Ich komme zum zweiten Punkt, zur Bildung. Wir müssen uns hier jetzt nicht über die Statistiken austauschen. Die Lage ist schlechter als 2010. Sie ist schlechter, gerade bei den Kindern und Jugendlichen, die sich in der niedrigsten Kompetenzgruppe befinden, also einen besonderen Förderbedarf haben. Bei denen sind die nationalen Vergleichsergebnisse schlechter als 2010. Aus „Kein Kind zurücklassen!“ wurde „Mehr Kinder zurücklassen“.

(Beifall von der FDP sowie von Abgeordneten der CDU)

Und auch das hat Gründe! Genauer gesagt hat es einen Grund, Frau Kraft. Und der sitzt neben Ihnen. Das ist nämlich Ihre ideologisierte Schulpolitik, wo Vorhaben wie die Inklusion ohne klare Qualitätsvorgaben zu Lasten sowohl der Kinder mit Behinderung als auch der Kinder in den Regelschulen durchgedrückt werden.

(Beifall von der FDP und der CDU)

Wir haben Sie davor gewarnt, beim doppelten Abiturjahrgang die Lehrerstellen am Gymnasium abzubauen. Sie haben es trotzdem gemacht. Das Ergebnis ist jetzt die G8/G9-Debatte.

(Zurufe von der SPD und den PIRATEN)

Ja, selbstverständlich! Die Unruhe am Gymnasium hat doch nichts mit dem G8 selbst zu tun, sondern mit der strukturellen Vernachlässigung, wodurch massenhaft Fachunterricht ausfällt. Das ist der Grund dafür, dass wir diese Debatte führen!

(Beifall von der FDP und der CDU)

Ich sage Ihnen – wenn Sie es mir nicht glauben, Frau Kraft und Herr Mostofizadeh – jetzt noch Folgendes: Sie haben ja neulich gesagt, die Schulministerin Löhrmann sei die beste Schulministerin, die das Land jemals gesehen hat. Ich empfehle Ihnen einmal einen Blick in den Pressespiegel der Landesregierung. Instruktiv war letzte Woche ein Bericht über die Mitgliederversammlung der Grünen in Hamminkeln – Frau Löhrmann, Sie wissen es schon –; die sagten nämlich etwas ganz anderes. Sie sagten, sie sei die schlechteste Ministerin. Und es ging weiter. Ein Grüner, der im Lehrerberuf tätig ist, sagte – Zitat –:

„In meinem Kollegium ist die Stimmung absolut anti gegenüber meiner Chefin.“

Das zeigt, es gibt noch Grüne mit Realismus.

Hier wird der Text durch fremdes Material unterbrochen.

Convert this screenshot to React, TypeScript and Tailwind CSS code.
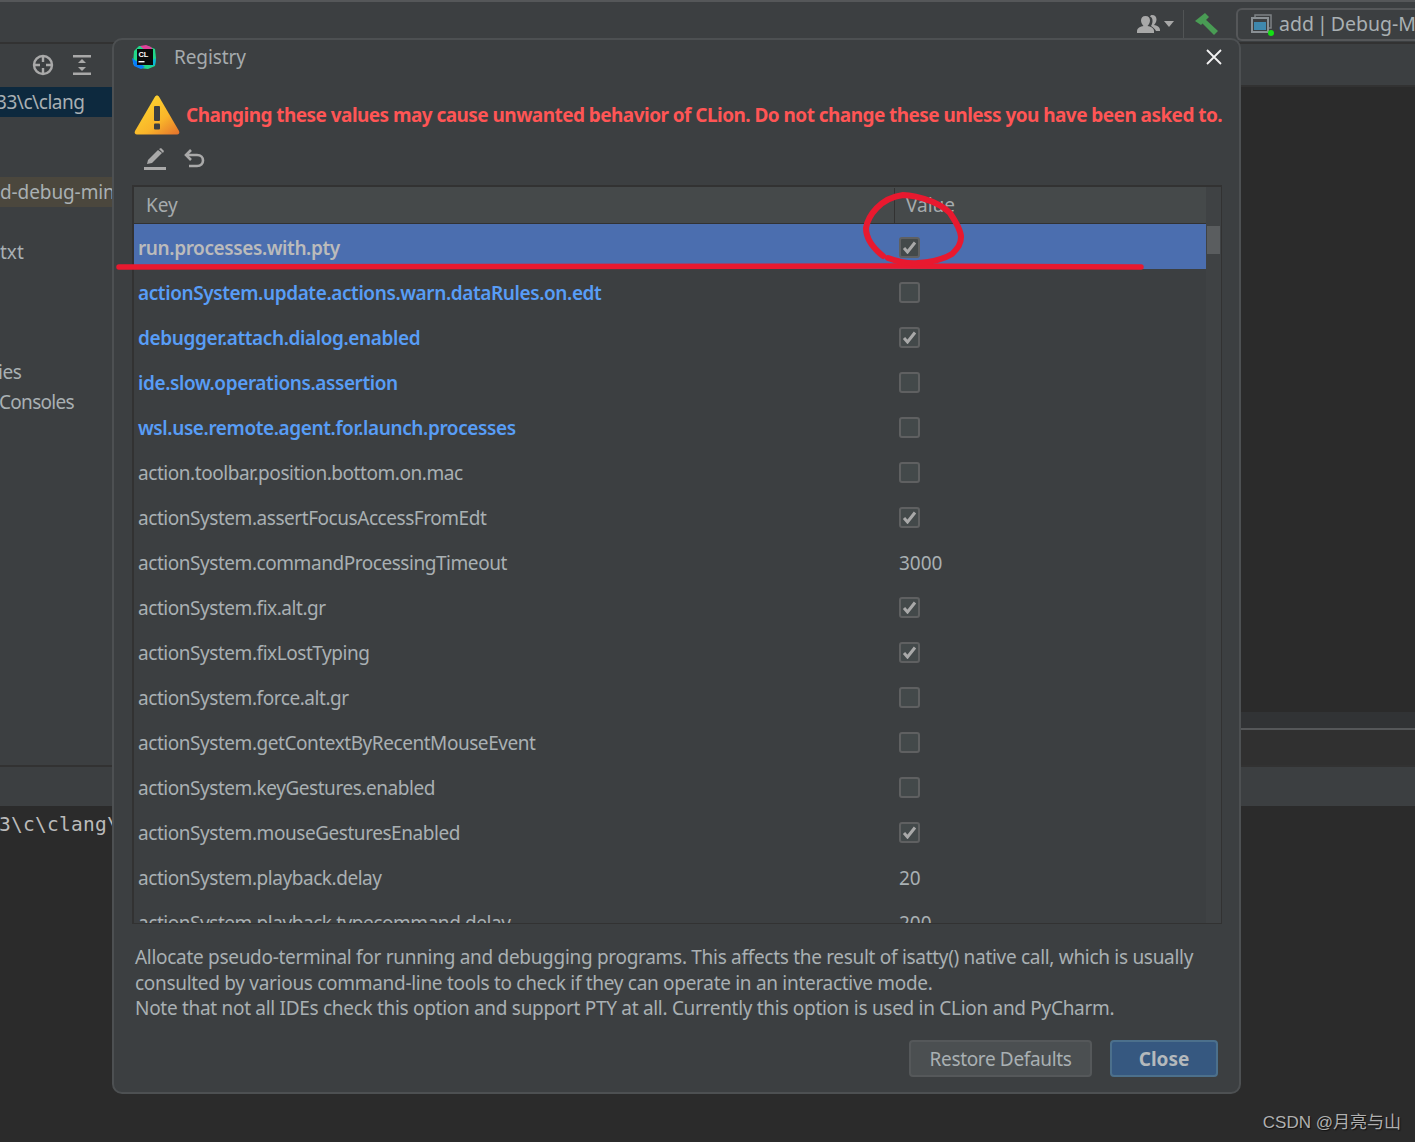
const sans = "font-['Noto_Sans',sans-serif]";

type Row = { key: string; value?: string; checked?: boolean; changed?: boolean; selected?: boolean };

const rows: Row[] = [
  { key: "run.processes.with.pty", checked: true, changed: true, selected: true },
  { key: "actionSystem.update.actions.warn.dataRules.on.edt", checked: false, changed: true },
  { key: "debugger.attach.dialog.enabled", checked: true, changed: true },
  { key: "ide.slow.operations.assertion", checked: false, changed: true },
  { key: "wsl.use.remote.agent.for.launch.processes", checked: false, changed: true },
  { key: "action.toolbar.position.bottom.on.mac", checked: false },
  { key: "actionSystem.assertFocusAccessFromEdt", checked: true },
  { key: "actionSystem.commandProcessingTimeout", value: "3000" },
  { key: "actionSystem.fix.alt.gr", checked: true },
  { key: "actionSystem.fixLostTyping", checked: true },
  { key: "actionSystem.force.alt.gr", checked: false },
  { key: "actionSystem.getContextByRecentMouseEvent", checked: false },
  { key: "actionSystem.keyGestures.enabled", checked: false },
  { key: "actionSystem.mouseGesturesEnabled", checked: true },
  { key: "actionSystem.playback.delay", value: "20" },
  { key: "actionSystem.playback.typecommand.delay", value: "200" },
];

const treeRows = [
  { text: "33\\c\\clang", cls: "bg-[#0d293e]", inner: "-ml-[4px]" },
  { text: "" },
  { text: "" },
  { text: "d-debug-minGW", cls: "bg-[#4b473d]", inner: "tracking-[-0.1px]" },
  { text: "" },
  { text: "txt", inner: "tracking-[0px]" },
  { text: "" },
  { text: "" },
  { text: "" },
  { text: "ies", inner: "-ml-[2px]" },
  { text: "Consoles", inner: "-ml-[1px] tracking-[-0.7px]" },
];

function Checkbox({ checked }: { checked: boolean }) {
  return (
    <div className="w-[21px] h-[21px] mt-[1px] rounded-[3px] border-2 border-[#5f6061] bg-[#43494a] flex items-center justify-center">
      {checked && (
        <svg width="15" height="13" viewBox="0 0 15 13" fill="none">
          <path d="M2 7l3.500 4L13 1.500" stroke="#a9a9a9" strokeWidth="3" />
        </svg>
      )}
    </div>
  );
}

function ClionLogo() {
  return (
    <svg width="25" height="25" viewBox="0 0 25 25" className="shrink-0">
      <path d="M2 6l5-5 9 0 7 3 1 9-1 8-7 3-9-1-6-4z" fill="#21d789" />
      <path d="M8 1l6-1 5 2 2 3-7 1z" fill="#e0409a" />
      <path d="M0 13l2 8 7 3 4-2-6-4z" fill="#087cfa" />
      <path d="M18 21l5-1 1-7-3 2z" fill="#09b5d8" />
      <rect x="5" y="4" width="16" height="16" fill="#0a0a0a" />
      <text x="6.500" y="11.500" fill="#fff" fontSize="7.500" fontWeight="700" fontFamily="Liberation Sans, sans-serif">CL</text>
      <rect x="6.500" y="16" width="6" height="1.400" fill="#fff" />
    </svg>
  );
}

function WarningIcon() {
  return (
    <svg width="46" height="42" viewBox="0 0 46 42" className="shrink-0">
      <defs>
        <linearGradient id="warn" x1="0.2" y1="0.1" x2="1" y2="1">
          <stop offset="0" stopColor="#fdd52f" />
          <stop offset="0.55" stopColor="#f9b52a" />
          <stop offset="1" stopColor="#e4702c" />
        </linearGradient>
      </defs>
      <path d="M23 1.500c1 0 1.600.5 2.200 1.500L45 37c1 2-.2 3.500-2 3.500H3c-1.800 0-3-1.500-2-3.500L20.800 3c.6-1 1.200-1.500 2.200-1.500z" fill="url(#warn)" />
      <rect x="20" y="12" width="6" height="15" rx="1" fill="#3c3f41" />
      <rect x="20" y="29.500" width="6" height="6" rx="1" fill="#3c3f41" />
    </svg>
  );
}

function Annotation() {
  return (
    <svg className="absolute left-0 top-0 pointer-events-none" width="1415" height="1142" fill="none">
      <path d="M119 267 L885 266 L1141 267" stroke="#e8192f" strokeWidth="5.500" strokeLinecap="round" />
      <path
        d="M883 256 C873 248 866 238 866 228 C868 216 880 198 903 195 C915 195 925 199 933 202 C942 206 946 209 950 213 C956 222 961 230 961 237 C961 244 958 248 952 254 C944 259 932 262 918 263 C906 264 896 261 888 258"
        stroke="#e8192f"
        strokeWidth="6"
        strokeLinecap="round"
      />
    </svg>
  );
}

export default function App() {
  return (
    <div className={`relative w-[1415px] h-[1142px] overflow-hidden flex flex-col bg-[#2b2b2b] text-[#a9b0b3] ${sans}`}>
      {/* top toolbar */}
      <div className="h-[44px] shrink-0 bg-[#3c3f41] border-t-2 border-[#555759] border-b-2 border-b-[#323232] pt-[4px] flex items-center justify-end">
        <svg width="24" height="20" viewBox="0 0 24 20" className="mr-[3px]" fill="#a8a8a8">
          <path d="M15 1c3 0 4.500 2 4.500 4.500S18 10 17 11c3 .5 6 2 6 5v1h-4c-1-2-3-4-5-5 1-2 1.500-3 1.500-5S15 3 13 2.500C13.500 1.500 14 1 15 1z" />
          <path d="M8.500 2c3 0 4.500 2 4.500 4.500S11.500 11 10.500 12c3 .5 6.500 2 6.500 5v2H0v-2c0-3 3.500-4.500 6.500-5C5.500 11 4 9 4 6.500S5.500 2 8.500 2z" />
        </svg>
        <div className="w-0 h-0 border-x-[5px] border-x-transparent border-t-[6px] border-t-[#a8a8a8] mr-[9px]" />
        <div className="w-px h-[28px] bg-[#515455] mr-[11px]" />
        <svg width="24" height="24" viewBox="0 0 24 24" className="mr-[17px]" fill="#499c54">
          <path d="M0 9L10 1l4 4-6 6-2 2z" />
          <path d="M9 6l14 13-4 4L6 10z" />
        </svg>
        <div className="w-[179px] h-[33px] shrink-0 rounded-l-[6px] border-2 border-r-0 border-[#555759] flex items-center pl-[13px] whitespace-nowrap overflow-hidden text-[19.500px] [word-spacing:-2px]">
          <div className="relative mr-[7px] shrink-0">
            <svg width="21" height="20" viewBox="0 0 21 20" fill="none">
              <rect x="4" y="1" width="16" height="13" stroke="#7d8285" strokeWidth="1.500" />
              <rect x="1" y="4" width="16" height="14" fill="#3c3f41" stroke="#8a9094" strokeWidth="2" />
              <rect x="3" y="8" width="12" height="8" fill="#3f88ad" />
            </svg>
            <div className="absolute right-[-2px] bottom-[-2px] w-[6px] h-[6px] rounded-full bg-[#14e014]" />
          </div>
          add | Debug-MinGW
        </div>
      </div>

      {/* tool windows */}
      <div className="flex-1 flex min-h-0">
        <div className="w-[600px] shrink-0 bg-[#3c3f41] flex flex-col">
          <div className="h-[41px] shrink-0 flex items-center pl-[32px] gap-[18px] text-[#a9a9a9]">
            <svg width="22" height="22" viewBox="0 0 22 22" fill="none" stroke="#a9a9a9" strokeWidth="2.400">
              <circle cx="11" cy="11" r="9" />
              <path d="M11 2v6M11 14v6M2 11h6M14 11h6" />
            </svg>
            <svg width="20" height="22" viewBox="0 0 20 22" fill="#a9a9a9">
              <rect x="1" y="1" width="18" height="2.500" />
              <rect x="1" y="18.500" width="18" height="2.500" />
              <path d="M10 5l4 4H6zM10 17l-4-4h8z" />
            </svg>
          </div>
          <div className="h-[2px] shrink-0" />
          {treeRows.map((row, i) => (
            <div
              key={i}
              className={`h-[30px] shrink-0 flex items-center whitespace-nowrap overflow-hidden text-[19px] leading-[30px] tracking-[-0.45px] ${row.cls ?? ""}`}
            >
              <span className={row.inner ?? ""}>{row.text}</span>
            </div>
          ))}
        </div>
        <div className="flex-1 flex flex-col min-w-0">
          <div className="h-[43px] shrink-0 bg-[#3c3f41] border-b-2 border-[#323232]" />
          <div className="flex-1 bg-[#2b2b2b]" />
          <div className="h-[16px] shrink-0 bg-[#313335]" />
          <div className="h-[2px] shrink-0 bg-[#555759]" />
          <div className="h-[35px] shrink-0 bg-[#303030]" />
        </div>
      </div>

      {/* bottom panel */}
      <div className="h-[41px] shrink-0 bg-[#3c3f41] border-t-2 border-[#323232]" />
      <div className="h-[336px] shrink-0 bg-[#2b2b2b] font-['DejaVu_Sans_Mono',monospace] text-[19.500px] text-[#bbbbbb] whitespace-nowrap overflow-hidden pt-[5px] leading-[28px] -indent-[1px] tracking-[0.25px]">
        3\c\clang\
      </div>

      {/* Registry dialog */}
      <div className="absolute left-[112px] top-[38px] w-[1129px] h-[1056px] rounded-[10px] border-2 border-[#4d5052] bg-[#3c3f41] flex flex-col">
        <div className="h-[34px] shrink-0 flex items-center pl-[18px] pr-[15px] text-[19px] text-[#a6abad] tracking-[-0.1px]">
          <ClionLogo />
          <span className="ml-[17px]">Registry</span>
          <svg width="20" height="20" viewBox="0 0 20 20" className="ml-auto" stroke="#f2f2f2" strokeWidth="1.800">
            <path d="M3 3l14 14M17 3L3 17" />
          </svg>
        </div>
        <div className="h-[42px] mt-[20px] shrink-0 flex items-center pl-[20px]">
          <WarningIcon />
          <span className="ml-[6px] text-[#ff5555] font-bold text-[19px] whitespace-nowrap tracking-[-0.55px]">
            Changing these values may cause unwanted behavior of CLion. Do not change these unless you have been asked to.
          </span>
        </div>
        <div className="h-[24px] mt-[11px] shrink-0 flex items-center pl-[29px] gap-[17px]">
          <svg width="24" height="24" viewBox="0 0 24 24" fill="#a9a9a9">
            <path d="M4 17l1-4L15 3l4 3L9 16z" />
            <path d="M16 2l2-1 3 3-1 2z" />
            <rect x="1" y="20" width="22" height="3" />
          </svg>
          <svg width="22" height="20" viewBox="0 0 22 20" fill="none" stroke="#a9a9a9" strokeWidth="2.600">
            <path d="M7 1L2 6l5 5" />
            <path d="M2 6h11c4 0 6 2.500 6 5.500S17 17 13 17H5" />
          </svg>
        </div>

        {/* table */}
        <div className="ml-[18px] mr-[17px] mt-[14px] h-[739px] shrink-0 border-2 border-r border-b border-[#323232] overflow-hidden relative">
          <div className="h-[37px] pt-[1px] flex bg-[#45494a] border-b border-[#323232] mr-[15px] text-[19px] text-[#a6abad]">
            <div className="w-[760px] shrink-0 pl-[12px] flex items-center">Key</div>
            <div className="flex-1 pl-[11px] flex items-center border-l border-[#323232]">Value</div>
          </div>
          <div className="absolute right-0 top-0 bottom-0 w-[15px] bg-[#3f4244]">
            <div className="mt-[39px] mx-[1px] h-[28px] bg-[#5a5d5f]" />
          </div>
          {rows.map((row) => (
            <div
              key={row.key}
              className={`h-[45px] flex items-center mr-[15px] text-[19px] whitespace-nowrap ${row.selected ? "bg-[#4b6eaf]" : ""}`}
            >
              <div
                className={`w-[765px] shrink-0 pl-[4px] pt-[3px] ${row.changed ? "font-semibold tracking-[-0.4px]" : "tracking-[-0.45px]"} ${
                  row.selected ? "text-[#bbbbbb]" : row.changed ? "text-[#589df6]" : "text-[#a9b0b3]"
                }`}
              >
                {row.key}
              </div>
              {row.value ? (
                <span className="text-[#a9b0b3] pt-[3px]">{row.value}</span>
              ) : (
                <Checkbox checked={!!row.checked} />
              )}
            </div>
          ))}
        </div>

        {/* description */}
        <div className="ml-[21px] mt-[21px] text-[19px] leading-[25.500px] text-[#a9b0b3] tracking-[-0.3px] whitespace-nowrap">
          <p>Allocate pseudo-terminal for running and debugging programs. This affects the result of isatty() native call, which is usually</p>
          <p>consulted by various command-line tools to check if they can operate in an interactive mode.</p>
          <p>Note that not all IDEs check this option and support PTY at all. Currently this option is used in CLion and PyCharm.</p>
        </div>

        <div className="mt-auto mb-[15px] flex justify-end gap-[18px] pr-[21px] text-[19px]">
          <button className="w-[183px] h-[37px] pt-[2px] rounded-[4px] border-2 border-[#55585a] bg-[#4b4f51] text-[#a9b0b3] tracking-[-0.35px]">
            Restore Defaults
          </button>
          <button className="w-[108px] h-[37px] pt-[2px] rounded-[4px] border-2 border-[#4c708c] bg-[#365880] font-bold text-[#b4b9bc]">
            Close
          </button>
        </div>
      </div>

      <Annotation />

      {/* watermark */}
      <div className="absolute right-[14px] bottom-[7px] font-['Liberation_Sans','Noto_Sans_CJK_SC',sans-serif] text-[17px] text-[#b0b0b0] [text-shadow:1px_1px_1px_#111]">
        CSDN @月亮与山
      </div>
    </div>
  );
}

(Beifall von der FDP und der CDU)

Das muss sich also ändern. Wir wollen das ändern.

Ich komme zum dritten und letzten Punkt, zum Verkehr. Im Transitland Nordrhein-Westfalen gab es 388.000 km Stau. Im Jahr 2010 hatten wir, glaube ich, über 70 Millionen € für Investitionen in die Landesstraßen – für Neubau – eingesetzt. Ich glaube, Herr Groschek, wir sind jetzt bei 32 Millionen €.

(Minister Groschek: Engpässe beseitigen!)

Ja, ja, ja! Engpässe beseitigen, bla, bla, bla! Das Verhältnis 70 zu 30 spricht eine deutliche Sprache.

2011 haben Sie auf Druck der Grünen 170 Maßnahmen aus der Bedarfsplanung des Bundes aktiv abgemeldet, weshalb wir vom Investitionshochlauf des Bundes gegenwärtig weniger profitieren als wir müssten; denn wir müssten überdurchschnittlich hohe Verkehrsinfrastrukturinvestitionen vornehmen.

(Beifall von der FDP und der CDU – Jochen Ott [SPD]: Ist doch Quatsch!)

Ich bin jetzt gleich am Ende, Herr Präsident. – Das ist ein katastrophaler Umgang mit der Ökologie; denn ein Liter Benzin, der im Stau verbraucht wird, ist wirklich klimaschädlich. Im Übrigen ist es auch eine Respektlosigkeit gegenüber den Menschen. Es hat einmal jemand ausgerechnet, dass in Nordrhein-Westfalen in jedem Jahr 100 Millionen Stunden Lebenszeit im Stau verbracht werden. Wir können aber Besseres tun, als auf die Rücklichter des Vordermanns zu schauen.